Welche typischen Fallstricke gilt es bei der KI-Implementierung im Mittelstand zu vermeiden?
Die häufigsten Fehler, die den KI-Erfolg im Mittelstand gefährden: 1) Technologiezentrierung: KI-Projekte werden als IT-Projekte statt als Business-Transformationen verstanden. 2) Datenillusionen: Die Qualität und Verfügbarkeit von Daten wird deutlich überschätzt. 3) Pilotfalle: Erfolgreiche Piloten werden nicht systematisch in den Regelbetrieb überführt. 4) Insellösungen: KI-Anwendungen werden nicht in bestehende Prozesse und Systeme integriert. 5) Big-Bang-Ansatz: Zu ambitionierte Projekte statt inkrementeller Vorgehensweise. 6) Kompetenzmonopole: Wissen konzentriert sich auf wenige Schlüsselpersonen ohne systematischen Transfer. 7) Falsche Partner: Zusammenarbeit mit Dienstleistern, die Enterprise-Ansätze unreflektiert auf den Mittelstand übertragen. Die gute Nachricht: All diese Fallstricke lassen sich durch strukturierte Planung und konsequentes Projektmanagement vermeiden.
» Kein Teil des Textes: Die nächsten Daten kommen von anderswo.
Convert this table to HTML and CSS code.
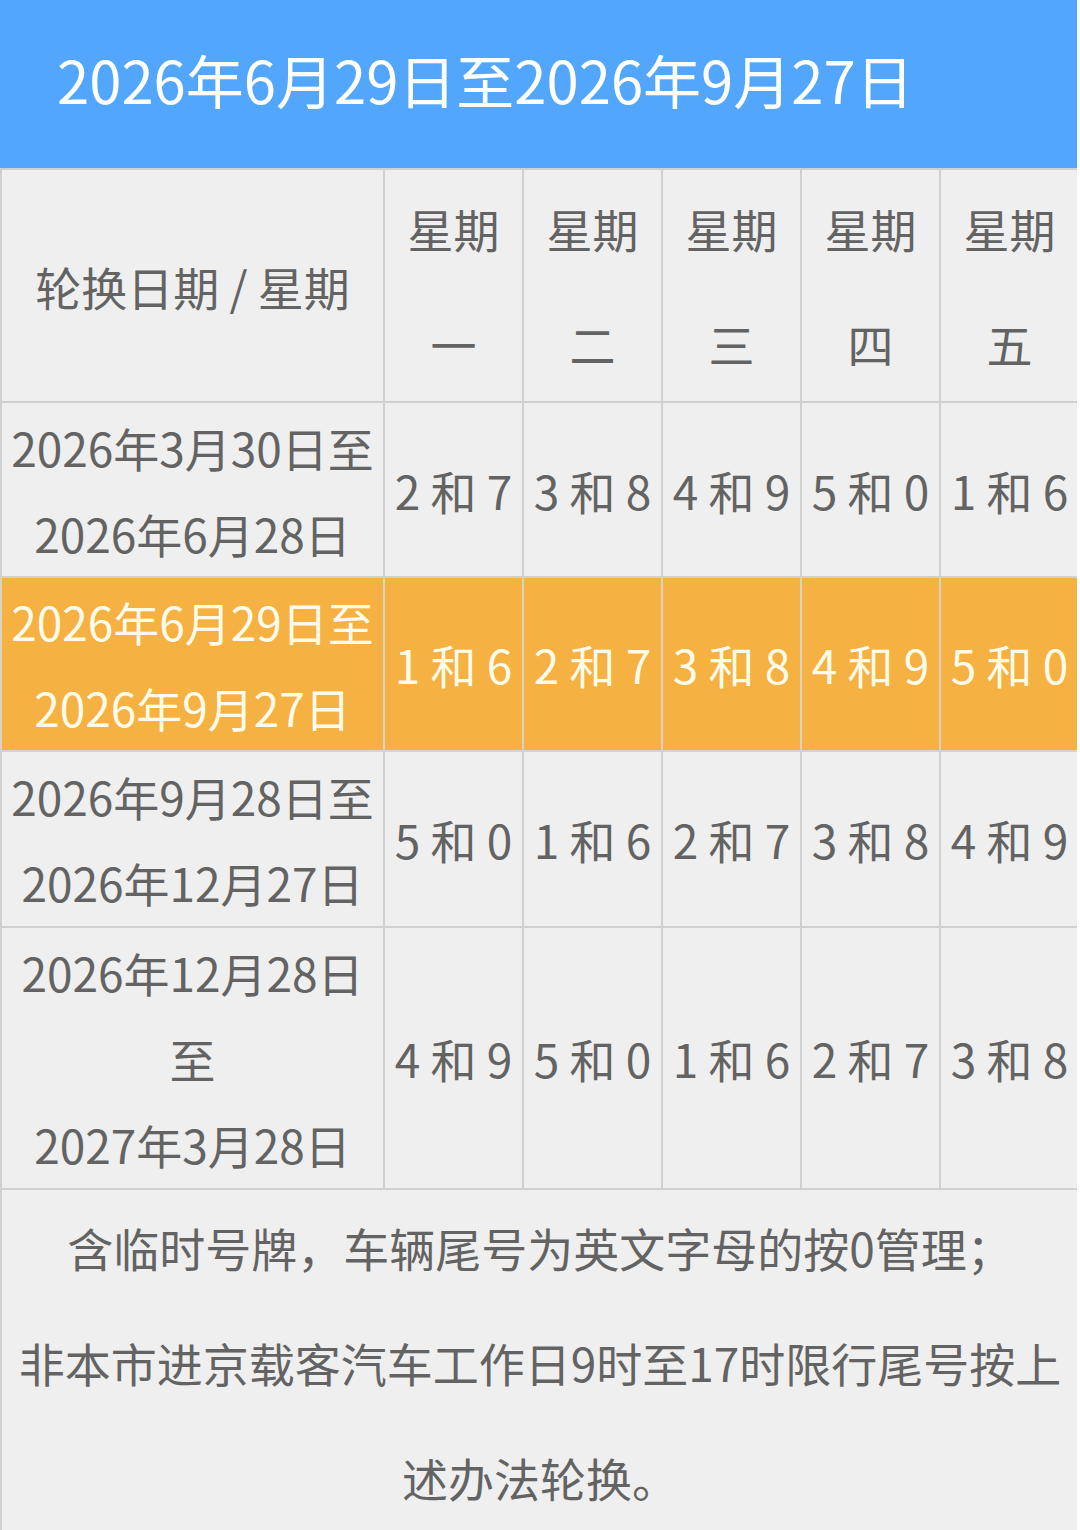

Wie lange dauert es typischerweise, bis KI-Investitionen im Mittelstand profitabel werden?
Die typischen Amortisationszeiträume für KI-Investitionen im Mittelstand variieren je nach Anwendungsfall und Implementierungsansatz. Datengetriebene Automatisierungsprojekte wie intelligente Dokumentenverarbeitung oder KI-gestützte Qualitätskontrolle erreichen oft schon nach 6-12 Monaten die Gewinnzone. Komplexere Transformationsprojekte, die tiefgreifende Prozessänderungen oder neue Geschäftsmodelle beinhalten, haben typischerweise Amortisationszeiträume von 18-36 Monaten. Entscheidend für schnellere Profitabilität sind: klare Business-Case-Definition, iterative Implementierung mit frühen Teilnutzen, Fokus auf Datenqualität von Beginn an und systematisches Nutzungsmonitoring. Eine Studie der Universität St. Gallen zeigt: KI-Projekte mit definiertem Minimum Viable Product (MVP) und klarer Skalierungsplanung werden durchschnittlich 40% schneller profitabel.
Welche Fördermöglichkeiten gibt es speziell für KI-Projekte im Mittelstand?
Für mittelständische Unternehmen existieren zahlreiche attraktive Förderprogramme für KI-Projekte. Auf Bundesebene sind besonders relevant: Das „KI-Innovationsprogramm“ des BMWK mit Zuschüssen von bis zu 70% für KMU, das „go-digital“ Programm mit Beratungsförderung sowie die „KI-Trainer“ Initiative mit geförderten Inhouse-Schulungen. Auf Landesebene bieten alle Bundesländer ergänzende Programme, wie beispielsweise „Mittelstand.innovativ!“ in Bayern oder „ProFIT“ in Berlin-Brandenburg. Zusätzlich stehen europäische Fördermittel wie „Digital Europe“ oder „Horizon Europe“ zur Verfügung. Weniger bekannt, aber besonders relevant für den Mittelstand sind steuerliche Forschungszulagen, die bis zu 25% der Personalkosten für KI-Entwicklungsprojekte abdecken können. Für optimale Förderung empfiehlt sich die frühzeitige Kontaktaufnahme mit regionalen Wirtschaftsförderungen oder spezialisierten Fördermittelberatern.